Burlesque Downtown Underground Presents:
Burlesque Extraordinaire: a benefit performance

Sunday March 28, 7:30pm
$5-15 donations accepted on a sliding scale at the door

Featuring Burlesque Downtown Underground's Foxy Von Trap, Madame, Puss-N-Boots and Sweet Louise and more!

Proceeds from this show benefit Burlesque Downtown Underground's Burlesque Revival at the historic Folly Theatre this summer.





The Fishtank Performance Studio is located at 1715 Wyandotte, Kansas City, Mo 64108.

For more information contact Fishtank Curator Heidi Van at (816) 809-7110 or
heidi@fishtanktheater.com

Monday, March 15, 2010

Fishtank Performance Studio is a KC Fringe Venue for 2010



The Fishank is excited to be a Kansas City Fringe Festival Venue for 2010. The Kansas City Fringe Festival will take place from July 25 - August 1, 2010. The Fishtank will host local, regional and national performance artists.

Showing at the Fishtank during the Fringe Festival will be THRILL ME: The Leopold & Loeb Story by Kansas City native Stephen Dolginoff. Directed by Jeff Church.

For more info on the Fringe visit www.kcfringe.org

L'HISTOIRE D'AMOUR: A Clown Love Story


The Fishtank Performance Studio & HYBRID: A Theatre Collective presented an original window play in the late summer of 2009. The play was L'HISTOIRE D'AMOUR: A Clown Love Story, featuring Heidi Van & Matt Weiss (actors) Dan Eichenbaum & Peter Lawless (live musicians, composers) and Corrie Van Ausdal (director.)

THE TANGO from L'HISTOIRE D'AMOUR was one of four featured presentations at the Arts KC Luncheon at Starlight Theatre on Friday, March 5.

See photos from the show!

L’Histoire d’Amour is a window into the soul

By Alan Scherstuhl

September 08, 2009, The Pitch

The humble miracle of Corrie Van Ausdal's Fishtank performance studio isn't simply that such a lark exists, although it is remarkable: a theater where actors perform behind a storefront window for a crowd seated in folding chairs on Wyandotte. Still, theater today is always unlikely; this one is just a touch more than most. What's most worth celebrating is that the theater at Fishtank has been so memorable.

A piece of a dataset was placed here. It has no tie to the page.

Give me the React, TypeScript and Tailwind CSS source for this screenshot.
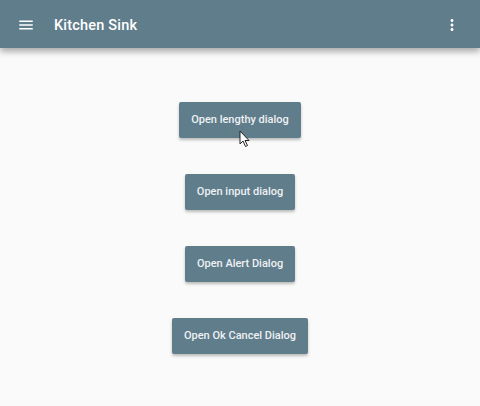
import { MdMenu, MdMoreVert } from "react-icons/md";

const dialogs = [
  "Open lengthy dialog",
  "Open input dialog",
  "Open Alert Dialog",
  "Open Ok Cancel Dialog",
];

export default function App() {
  return (
    <div className="relative h-[406px] w-[480px] overflow-hidden bg-[#fafafa] font-['Roboto',sans-serif]">
      {/* Toolbar */}
      <header className="relative z-10 flex h-12 items-center bg-[#607d8b] pl-[17px] pr-[19px] pt-[2px] text-white shadow-[0_4px_6px_rgba(0,0,0,0.3)]">
        <MdMenu size={18} />
        <h1 className="ml-[19px] mt-[2px] text-[14.5px] font-medium tracking-[0.2px]">Kitchen Sink</h1>
        <div className="flex-1" />
        <MdMoreVert size={18} />
      </header>

      {/* Buttons */}
      <main className="flex flex-col items-center gap-9 pt-[54px]">
        {dialogs.map((label) => (
          <button
            key={label}
            className="h-9 rounded-[2px] bg-[#607d8b] px-3 pt-px text-[11px] font-medium text-[#eef1f3] shadow-[0_2px_3px_rgba(0,0,0,0.25)]"
          >
            {label}
          </button>
        ))}
      </main>

      {/* Mouse cursor */}
      <svg
        className="absolute left-[239px] top-[130px]"
        width="12"
        height="18"
        viewBox="0 0 12 18"
      >
        <path d="M1 1 L1 14 L4 11 L6.5 16.5 L8.5 15.5 L6 10.5 L10 10.5 Z" fill="#fff" stroke="#222" strokeWidth="1" />
      </svg>
    </div>
  );
}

First, Van Ausdal crammed herself behind the glass to star in a version of Sorry, Wrong Number that took on the voyeuristic edge of Rear Window. Even better, Van Ausdal has now paired up with clown-of-all-trades Heidi Van — also adept at bringing the unlikely to life — for L'Histoire d'Amour, a daft dream of a romantic one-act. It's a show that could only find life at the Fishtank, mining all the possibilities of a window, a street and clowning.

Wearing a great red nose and padded out like a comic-book sexpot, Van flounces behind the glass as a Parisian pastry chef smitten with her own delicacies. Smitten with her, meanwhile, is the window washer played by Matt Weiss, a clown himself, who charms the crowd, woos the girl, and folds a tissue into a white rose with comic aplomb. He courts her through the window; eventually, with that glass still between them, they tango. Both Van and Weiss are adroit physical comedians, and their dance is as odd and hilarious as one might hope. It's also charged with an undeniable clownish eroticism and even a little violence.

Like all good love stories, L'Histoire d'Amour teeters between passion and pain. Faced with the typical misunderstandings that love stories depend upon, these lovers also dip into surprising anger. What struck me most, though, were the highs: Weiss pirouetting around a signpost, Van painting a heart in pastry cream right on the glass. Without words, and in just a half-hour, L'Histoire d'Amour works up more excitement between its lovers than most full-length romances.

Van Ausdal, who directs, ably proportions elements that might otherwise have conflicted. Original music composed and performed by the accordion-and-clarinet duo of Dan Eichenbaum and Peter Lawless is invaluable. Its melancholy whimsy shapes these characters' lives just as much as the window does. I relished the clarinet glissando that accompanies every wipe of Weiss' squeegee — except when the glissando doesn't, for some reason, and these moments are funnier still. Stumped by the silence, Weiss glares at the squeegee, and then at the clarinet, and then tries again. He wears a clown nose but no face paint, so his frustration — like his passion — feels like the real deal rather than an abstraction. He and Van are proof that clowns don't need the makeup to show us the human.